Post-quantum cryptography (PQC), also known as quantum-resistant cryptography, refers to cryptographic algorithms that are believed to be secure against an attack by both a classical computer and a quantum computer. The emergence of quantum computing threatens widely used public-key cryptographic systems, such as RSA and elliptic curve cryptography, which underpin much of modern digital security.
Unlike quantum cryptography (which uses quantum mechanics to perform cryptographic tasks), post-quantum cryptography relies on classical computational problems that are assumed to be hard even for quantum computers.
The Quantum Threat
Current public-key cryptosystems rely on mathematical problems that are hard for classical computers to solve, such as integer factorization (RSA) and the discrete logarithm problem (ECC). However, Shor's algorithm, published in 1994, demonstrates that a sufficiently powerful quantum computer could solve these problems in polynomial time, effectively breaking these systems.
"The transition to post-quantum cryptography is not a matter of if, but when. Organizations must begin cryptanalysis and inventory today."
Symmetric-key cryptography is less affected. Grover's algorithm provides a quadratic speedup for search problems, meaning AES-128 would have security equivalent to AES-64 against a quantum attacker. Doubling the key size (e.g., to AES-256) mitigates this risk.
NIST Standardization
In 2024, the National Institute of Standards and Technology (NIST) finalized its first set of post-quantum cryptographic standards following a multi-year competition:
- CRYSTALS-Kyber (ML-KEM): For general encryption and key establishment.
- CRYSTALS-Dilithium (ML-DSA): For digital signatures.
- FALCON (SLH-DSA): For compact digital signatures.

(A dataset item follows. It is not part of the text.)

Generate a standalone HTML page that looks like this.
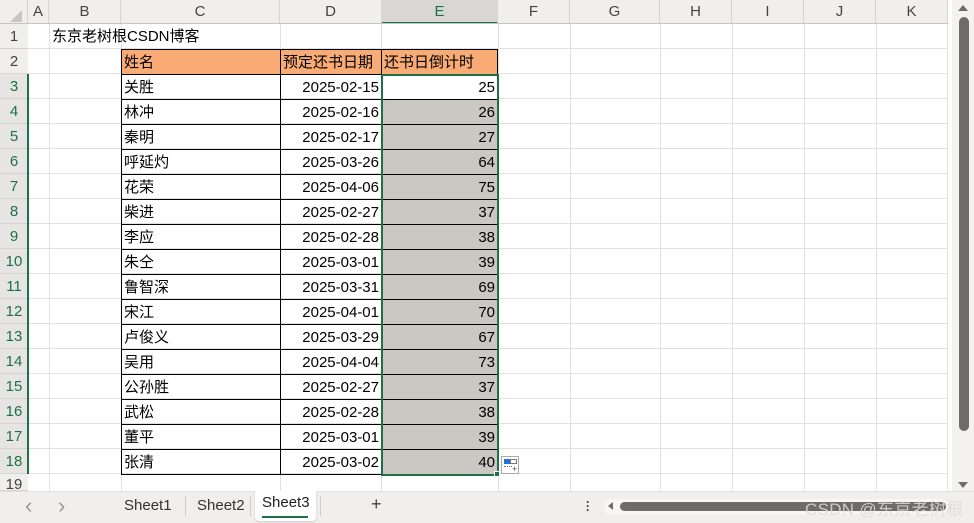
<!DOCTYPE html>
<html><head><meta charset="utf-8"><style>
*{margin:0;padding:0;box-sizing:border-box}
body{width:974px;height:523px;overflow:hidden;background:#fff;font-family:"Liberation Sans","Noto Sans CJK SC",sans-serif;position:relative}
.a{position:absolute}
.grid{left:28px;top:24px;width:920px;height:467px;
background-image:repeating-linear-gradient(to bottom,transparent 0,transparent 24px,#e1e1e1 24px,#e1e1e1 25px);}
.vl{position:absolute;top:24px;width:1px;height:467px;background:#e1e1e1}
.ch{position:absolute;top:0;height:24px;line-height:24px;text-align:center;font-size:15px;color:#444;border-right:1px solid #d6d4d2;background:#f0efee}
.rh{position:absolute;left:0;width:28px;height:25px;line-height:25px;text-align:center;font-size:15px;color:#444;background:#f0efee;border-bottom:1px solid #d6d4d2}
.g{color:#1e7145;background:#e6e5e3}
.c{position:absolute;height:26px;line-height:25px;font-size:15px;color:#000;border:1px solid #000;padding:0 2px;white-space:nowrap}
.r{text-align:right}
</style></head><body>
<div class="a grid"></div>
<div class="vl" style="left:49px"></div><div class="vl" style="left:121px"></div><div class="vl" style="left:280px"></div><div class="vl" style="left:381px"></div><div class="vl" style="left:498px"></div><div class="vl" style="left:570px"></div><div class="vl" style="left:660px"></div><div class="vl" style="left:732px"></div><div class="vl" style="left:804px"></div><div class="vl" style="left:876px"></div><div class="vl" style="left:947px"></div>
<div class="ch" style="left:0;width:28px"></div>
<div class="a" style="left:10px;top:10px;width:0;height:0;border-left:12px solid transparent;border-bottom:12px solid #c8c6c4"></div>
<div class="ch" style="left:28px;width:21px">A</div>
<div class="ch" style="left:49px;width:72px">B</div>
<div class="ch" style="left:121px;width:159px">C</div>
<div class="ch" style="left:280px;width:102px">D</div>
<div class="ch" style="left:382px;width:116px;background:#d9d7d4;color:#1e7145;border-bottom:2px solid #1e7145">E</div>
<div class="ch" style="left:498px;width:72px">F</div>
<div class="ch" style="left:570px;width:90px">G</div>
<div class="ch" style="left:660px;width:72px">H</div>
<div class="ch" style="left:732px;width:72px">I</div>
<div class="ch" style="left:804px;width:72px">J</div>
<div class="ch" style="left:876px;width:72px">K</div>
<div class="a" style="left:0;top:23px;width:948px;height:1px;background:#c8c6c4"></div>
<div class="rh" style="top:24px">1</div><div class="rh" style="top:49px">2</div>
<div class="rh g" style="top:74px">3</div><div class="rh g" style="top:99px">4</div><div class="rh g" style="top:124px">5</div><div class="rh g" style="top:149px">6</div><div class="rh g" style="top:174px">7</div><div class="rh g" style="top:199px">8</div><div class="rh g" style="top:224px">9</div><div class="rh g" style="top:249px">10</div><div class="rh g" style="top:274px">11</div><div class="rh g" style="top:299px">12</div><div class="rh g" style="top:324px">13</div><div class="rh g" style="top:349px">14</div><div class="rh g" style="top:374px">15</div><div class="rh g" style="top:399px">16</div><div class="rh g" style="top:424px">17</div><div class="rh g" style="top:449px">18</div>
<div class="rh" style="top:474px;height:17px;line-height:22px;overflow:hidden">19</div>
<div class="a" style="left:27px;top:74px;width:2px;height:400px;background:#1e7145"></div>
<div class="a" style="left:52px;top:25px;height:24px;line-height:24px;font-size:15px">东京老树根CSDN博客</div>
<div class="c" style="left:121px;top:49px;width:160px;background:#f9ab76">姓名</div>
<div class="c" style="left:280px;top:49px;width:102px;background:#f9ab76">预定还书日期</div>
<div class="c" style="left:381px;top:49px;width:117px;background:#f9ab76">还书日倒计时</div>
<div id="rows"></div>
<script>
var d=[["关胜","2025-02-15",25],["林冲","2025-02-16",26],["秦明","2025-02-17",27],["呼延灼","2025-03-26",64],["花荣","2025-04-06",75],["柴进","2025-02-27",37],["李应","2025-02-28",38],["朱仝","2025-03-01",39],["鲁智深","2025-03-31",69],["宋江","2025-04-01",70],["卢俊义","2025-03-29",67],["吴用","2025-04-04",73],["公孙胜","2025-02-27",37],["武松","2025-02-28",38],["董平","2025-03-01",39],["张清","2025-03-02",40]];
var h="";d.forEach(function(r,i){var y=74+i*25;h+='<div class="c" style="left:121px;top:'+y+'px;width:160px">'+r[0]+'</div><div class="c r" style="left:280px;top:'+y+'px;width:102px">'+r[1]+'</div><div class="c r" style="left:381px;top:'+y+'px;width:117px;background:'+(i?'#cbc8c4':'#fff')+'">'+r[2]+'</div>';});
document.getElementById("rows").innerHTML=h;
</script>
<div class="a" style="left:381px;top:74px;width:118px;height:402px;border:2px solid #1e7145"></div>
<div class="a" style="left:494px;top:471px;width:6px;height:6px;background:#1e7145;border:1px solid #fff"></div>
<div class="a" style="left:501px;top:456px;width:18px;height:18px;border:1px solid #aaa;background:#fff">
<div class="a" style="left:2px;top:2px;width:6px;height:5px;background:#2b6fd6"></div><div class="a" style="left:8px;top:2px;width:7px;height:5px;border:1px solid #777"></div><div class="a" style="left:2px;top:9px;width:8px;border-top:1px dotted #777"></div><div class="a" style="left:10px;top:8px;font-size:9px;line-height:9px;color:#555">+</div></div>
<div class="a" style="left:952px;top:0;width:22px;height:491px;background:#f3f2f1"></div>
<div class="a" style="left:958px;top:5px;width:0;height:0;border-left:5px solid transparent;border-right:5px solid transparent;border-bottom:6px solid #6e6c68"></div>
<div class="a" style="left:959px;top:17px;width:10px;height:414px;background:#6e6c68;border-radius:5px"></div>
<div class="a" style="left:958px;top:482px;width:0;height:0;border-left:5px solid transparent;border-right:5px solid transparent;border-top:6px solid #6e6c68"></div>
<div class="a" style="left:0;top:491px;width:974px;height:32px;background:#f0efee;border-top:1px solid #e1e1e1"></div>
<div class="a" style="left:25px;top:493px;font-size:22px;color:#999">&lsaquo;</div>
<div class="a" style="left:58px;top:493px;font-size:22px;color:#999">&rsaquo;</div>
<div class="a" style="left:124px;top:497px;font-size:15px;color:#333">Sheet1</div>
<div class="a" style="left:185px;top:496px;width:1px;height:20px;background:#ccc"></div>
<div class="a" style="left:197px;top:497px;font-size:15px;color:#333">Sheet2</div>
<div class="a" style="left:250px;top:496px;width:1px;height:20px;background:#ccc"></div>
<div class="a" style="left:255px;top:491px;width:61px;height:30px;background:#fff;border-radius:0 0 4px 4px;box-shadow:0 1px 2px #ccc"></div>
<div class="a" style="left:262px;top:494px;font-size:15px;color:#222">Sheet3</div>
<div class="a" style="left:262px;top:516px;width:46px;height:2px;background:#1e7145"></div>
<div class="a" style="left:320px;top:496px;width:1px;height:20px;background:#ccc"></div>
<div class="a" style="left:371px;top:494px;font-size:18px;color:#444">+</div>
<div class="a" style="left:586px;top:500px;font-size:12px;font-weight:bold;color:#333;line-height:4px">·<br>·<br>·</div>
<div class="a" style="left:604px;top:499px;width:344px;height:15px;background:#f8f7f6;border-radius:7px"></div>
<div class="a" style="left:608px;top:502px;width:0;height:0;border-top:4px solid transparent;border-bottom:4px solid transparent;border-right:5px solid #6e6c68"></div>
<div class="a" style="left:620px;top:502px;width:326px;height:9px;background:#6e6c68;border-radius:5px"></div>
<div class="a" style="left:805px;top:495px;font-size:17px;color:rgba(220,220,220,0.85);letter-spacing:0.3px">CSDN @东京老树根</div>
</body></html>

- SPHINCS+ (SLH-DSA): For stateless hash-based signatures.
Algorithm Categories
PQC algorithms are classified based on the underlying mathematical hardness assumption.
Lattice-Based Cryptography
Lattice-based schemes rely on the hardness of problems in high-dimensional lattices, such as the Learning With Errors (LWE) problem and the Shortest Vector Problem (SVP). These schemes are favored for their efficiency, small signatures, and resistance to both classical and quantum attacks.
// Pseudocode: LWE Sample Generation
function generate_lwe_secret(n, q):
s = random_vector(n, q) // Secret lattice vector
A = random_matrix(n, n, q)
e = sample_error(n) // Small error vector
b = A * s + e mod q
return (A, b) // Public: (A, b), Private: s
Code-Based Cryptography
Based on error-correcting codes, notably the McEliece cryptosystem proposed in 1978. Security relies on the difficulty of decoding a general linear code. While secure, McEliece suffers from large public key sizes (hundreds of kilobytes).
Hash-Based Signatures
Hash-based schemes, such as SPHINCS+, rely solely on the security of cryptographic hash functions. They are considered the most conservative and well-understood PQC candidates but typically produce larger signatures and are slower to generate.
Migration Challenges
Transitioning to PQC involves significant challenges:
- Performance Overhead: Larger keys and signatures increase bandwidth and storage requirements.
- Legacy Systems: Embedded devices and IoT systems may lack the computational resources for PQC.
- Interoperability: Hybrid modes (combining classical and PQC) are recommended during transition periods.
- Harvest Now, Decrypt Later: Adversaries may collect encrypted data now to decrypt it once quantum computers become viable.